The Premier did, however, acknowledge the result showed voters in the regions had turned away from Labor and the LNP and pledged to "re-engage" with the bush to win them back.
Labor is poised to secure a second term in office following Saturday's election, so far securing at least 43 seats in the new 93-seat parliament.
The LNP is trailing with just 35 secured last night and was on Sunday reeling from the loss of several of its frontbenchers including Ian Walker and Tracy Davis and the likely loss of Opposition Treasury spokesman Scott Emerson.
But with a dozen seats still too close to call last night, Ms Palaszczuk will need at least four to fall her way to secure the majority government she had asked voters to deliver.
One Nation remained on track to pick up just one seat in the 93-seat Parliament, leading in the central Queensland seat of Mirani, while the Katter's Australian Party had claimed two and was last night confident it could wrest the seat of Hinchinbrook from the LNP.
That result remained too close to call.
Ms Palaszczuk acknowledged the small dip in Labor's primary vote at the poll and the likely loss of some seats in the regions including Bundaberg and Mirani.
"To those people who didn't vote Labor, we hear your message. We will continue to work with you and we will re-engage with people as much as we possibly can," she said.
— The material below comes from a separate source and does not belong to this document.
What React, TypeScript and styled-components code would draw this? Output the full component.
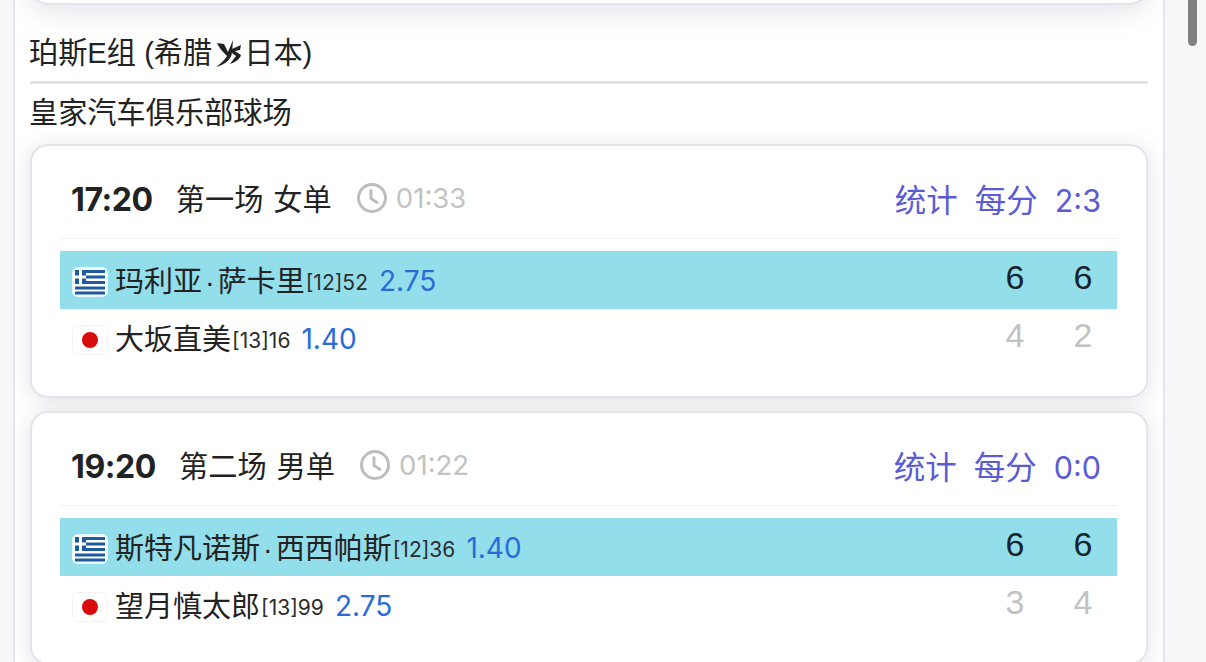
import React from 'react';
import styled, { createGlobalStyle } from 'styled-components';

const CJK = '"Noto Sans CJK SC", "Liberation Sans", sans-serif';
const LATIN = '"Liberation Sans", "Noto Sans CJK SC", sans-serif';
const DIGITS = 'Inter, "Liberation Sans", "Noto Sans CJK SC", sans-serif';

const GlobalStyle = createGlobalStyle`
  html, body {
    margin: 0;
    height: 100%;
    overflow: hidden;
    background: #f8f8fb;
  }
`;

const Page = styled.div`
  display: flex;
  height: 662px;
  overflow: hidden;
  padding-left: 13px;
  box-sizing: border-box;
  color: #222;
  font-family: ${CJK};
`;

const Panel = styled.main`
  width: 1152px;
  flex: none;
  box-sizing: border-box;
  background: #fff;
  border-left: 2px solid #e6e6ee;
  border-right: 2px solid #e6e6ee;
  padding: 0 15px;
`;

const Rail = styled.aside`
  flex: 1;
  display: flex;
  justify-content: flex-end;
  padding-right: 9px;
`;

const Thumb = styled.div`
  width: 9px;
  height: 46px;
  background: #808080;
  border-radius: 0 0 5px 5px;
`;

/* the previous card, scrolled up so only its bottom edge shows */
const PrevCard = styled.div`
  height: 205px;
  margin-top: -200px;
  box-sizing: border-box;
  background: #fff;
  border: 2px solid #e4e5ec;
  border-radius: 18px;
  box-shadow: 0 6px 28px rgba(40, 40, 70, 0.13);
`;

const GroupTitle = styled.h2`
  display: flex;
  align-items: center;
  height: 79px;
  margin: 0;
  box-sizing: border-box;
  padding-top: 20px;
  border-bottom: 3px solid #e3e3e7;
  font-family: ${LATIN};
  font-size: 29.2px;
  font-weight: 400;
  line-height: 40px;
  text-indent: -1px;
  white-space: pre;
`;

const VsMark = styled.svg`
  width: 27px;
  height: 27px;
  margin: 0 2px 0 4px;
  flex: none;
`;

const Venue = styled.div`
  height: 60px;
  font-size: 29.2px;
  line-height: 52px;
  text-indent: -1px;
`;

const Card = styled.section`
  height: 254px;
  box-sizing: border-box;
  margin-bottom: 13px;
  padding: 0 29px 0 28px;
  background: #fff;
  border: 2px solid #e4e5ec;
  border-radius: 18px;
  box-shadow: 0 2px 22px rgba(40, 40, 70, 0.13);
`;

const CardHead = styled.header`
  display: flex;
  align-items: center;
  height: 93px;
  box-sizing: border-box;
  padding: 14px 16px 0 11px;
  border-bottom: 1px solid #f0f0f2;
`;

const KickOff = styled.span`
  margin-right: 23px;
  flex: none;
  font-family: ${DIGITS};
  font-size: 32px;
  font-weight: 700;
  letter-spacing: -0.4px;
  color: #222;
`;

const MatchName = styled.span`
  margin-bottom: 4px;
  font-size: 29.2px;
  letter-spacing: 0.1px;
  word-spacing: 3px;
  white-space: pre;
`;

const Duration = styled.span`
  display: flex;
  align-items: center;
  gap: 8px;
  margin: 0 0 2px 24px;
  font-family: ${DIGITS};
  font-size: 27.5px;
  color: #c2c2c2;
`;

const Links = styled.nav`
  display: flex;
  align-items: baseline;
  gap: 17px;
  margin: 0 0 3px auto;
  font-size: 31.5px;
  color: #5b5bd3;
`;

const Score = styled.span`
  font-family: ${DIGITS};
  font-size: 30.5px;
`;

const Rows = styled.div`
  margin-top: 12px;
`;

const Row = styled.div<{ $won: boolean }>`
  display: flex;
  align-items: center;
  height: 58px;
  padding-left: 12px;
  background: ${(p) => (p.$won ? '#92deea' : 'transparent')};
`;

const FlagFrame = styled.svg`
  width: 36px;
  height: 30px;
  flex: none;
  margin: 4px 7px 0 0;
`;

const Player = styled.span`
  margin-bottom: 3px;
  font-size: 29px;
  white-space: nowrap;
  color: #222;
`;

const NameDot = styled.span`
  margin: 0 3px;
  font-family: ${LATIN};
`;

const Rank = styled.span`
  margin: 4px 11px 0 1px;
  font-family: ${DIGITS};
  font-size: 21px;
  color: #2c2c2c;
`;

const Odds = styled.span`
  margin-top: 2px;
  font-family: ${DIGITS};
  font-size: 28px;
  color: #2a6bd8;
`;

const Sets = styled.div`
  display: flex;
  margin-left: auto;
`;

const SetScore = styled.span<{ $won: boolean }>`
  width: 68px;
  margin-bottom: 6px;
  text-align: center;
  font-family: ${LATIN};
  font-size: 34px;
  color: ${(p) => (p.$won ? '#16242c' : '#c2c2c2')};
`;

const ClockIcon = () => (
  <svg width="32" height="32" viewBox="0 0 32 32" fill="none" stroke="#bdbdbd" strokeWidth="3" strokeLinecap="round" strokeLinejoin="round">
    <circle cx="16" cy="16" r="13.5" />
    <path d="M15 8.5V16.5L21 20.5" />
  </svg>
);

const GreeceFlag = () => (
  <FlagFrame viewBox="0 0 36 30">
    <rect x="1" y="1" width="34" height="28" rx="5" fill="#fff" stroke="#eaf8fa" strokeWidth="2" />
    <g fill="#1f5a9e">
      <rect x="3" y="3" width="30" height="3" />
      <rect x="14" y="8.5" width="19" height="3" />
      <rect x="14" y="14" width="19" height="3" />
      <rect x="3" y="19.5" width="30" height="3" />
      <rect x="3" y="24.5" width="30" height="3" />
      <rect x="3" y="3" width="11" height="14" />
    </g>
    <rect x="7" y="3" width="3" height="14" fill="#fff" />
    <rect x="3" y="8.5" width="11" height="3" fill="#fff" />
  </FlagFrame>
);

const JapanFlag = () => (
  <FlagFrame viewBox="0 0 36 30">
    <rect x="0.5" y="0.5" width="35" height="29" rx="5" fill="#fff" stroke="#f2f2f4" />
    <circle cx="18" cy="15" r="8" fill="#d90a0a" />
  </FlagFrame>
);

const Vs = () => (
  <VsMark viewBox="0 0 27 27" aria-label="VS">
    <path
      fill="#222"
      d="M1 3 L8 4 L12 12 L17 0 L16 13 C15 20 8 25 0 27 C5 23 9 20 11 16 C7 12 3 8 1 3 Z M16 9 L25 5 L24 10 L19 11 L25 15 C24 19 20 22 14 24 C16 21 18 19 20 16 L16 13 Z"
    />
  </VsMark>
);

type Side = {
  flag: 'gr' | 'jp';
  name: string;
  rank: string;
  odds: string;
  sets: string[];
  won: boolean;
};

type Match = {
  time: string;
  name: string;
  duration: string;
  score: string;
  sides: Side[];
};

const matches: Match[] = [
  {
    time: '17:20',
    name: '第一场 女单',
    duration: '01:33',
    score: '2:3',
    sides: [
      { flag: 'gr', name: '玛利亚·萨卡里', rank: '[12]52', odds: '2.75', sets: ['6', '6'], won: true },
      { flag: 'jp', name: '大坂直美', rank: '[13]16', odds: '1.40', sets: ['4', '2'], won: false },
    ],
  },
  {
    time: '19:20',
    name: '第二场 男单',
    duration: '01:22',
    score: '0:0',
    sides: [
      { flag: 'gr', name: '斯特凡诺斯·西西帕斯', rank: '[12]36', odds: '1.40', sets: ['6', '6'], won: true },
      { flag: 'jp', name: '望月慎太郎', rank: '[13]99', odds: '2.75', sets: ['3', '4'], won: false },
    ],
  },
];

const PlayerName = ({ name }: { name: string }) => {
  const [first, last] = name.split('·');
  return (
    <Player>
      {first}
      {last && <NameDot>·</NameDot>}
      {last}
    </Player>
  );
};

const App = () => (
  <Page>
    <GlobalStyle />
    <Panel>
      <PrevCard />
      <GroupTitle>
        珀斯E组 (希腊
        <Vs />
        日本)
      </GroupTitle>
      <Venue>皇家汽车俱乐部球场</Venue>
      {matches.map((match) => (
        <Card key={match.time}>
          <CardHead>
            <KickOff>{match.time}</KickOff>
            <MatchName>{match.name}</MatchName>
            <Duration>
              <ClockIcon />
              {match.duration}
            </Duration>
            <Links>
              <span>统计</span>
              <span>每分</span>
              <Score>{match.score}</Score>
            </Links>
          </CardHead>
          <Rows>
            {match.sides.map((side) => (
              <Row key={side.name} $won={side.won}>
                {side.flag === 'gr' ? <GreeceFlag /> : <JapanFlag />}
                <PlayerName name={side.name} />
                <Rank>{side.rank}</Rank>
                <Odds>{side.odds}</Odds>
                <Sets>
                  {side.sets.map((set, i) => (
                    <SetScore key={i} $won={side.won}>
                      {set}
                    </SetScore>
                  ))}
                </Sets>
              </Row>
            ))}
          </Rows>
        </Card>
      ))}
    </Panel>
    <Rail>
      <Thumb />
    </Rail>
  </Page>
);

export default App;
"I think you'll see where the seats end up landing is a good mix for Labor right across the state.
"Our governing from the regions I believe has worked ... but I think we need a new level of engagement as well so I will be talking to my colleagues about how we can better talk to Queenslanders about the things that we do and the things that matter to them."
Labor's factions were keeping a close eye on the seats in doubt yesterday ahead of negotiations on who will make up the new Cabinet.
The Left will maintain its dominance but there is some tension over whether or not the Old Guard faction should keep its four positions in the 17-minister Cabinet.
Deputy Premier Jackie Trad will retain her role but speculation continues that Curtis Pitt will not return as Treasurer.
Both Mr Pitt and Ms Palaszczuk moved to downplay that speculation during the election campaign after it was revealed in The Courier-Mail that he would likely be moved on from the role.
But senior Labor sources last night maintained it was highly likely Mr Pitt would take on a different portfolio.
Ms Palaszczuk would not be drawn on her new Cabinet yesterday, insisting it was something she would look at when the election result was confirmed.
"As soon as every vote is counted then I will be talking to my colleagues about the future ministry," the Premier said.
"I'm not turning my mind to that at the moment."
Whether the party will punish maverick MP Jo-Ann Miller for her antics during the campaign was also being mulled by some yesterday.
The introduction of compulsory preferential voting has benefited Labor in several seats like Ms Trad's South Brisbane electorate where LNP preferences helped the Deputy Premier fend off an attack from The Greens.
Analysis by The Courier-Mail has found that if only first preferences counted, the LNP would have picked up more seats - a likely 44 - but still not enough to govern in its own right.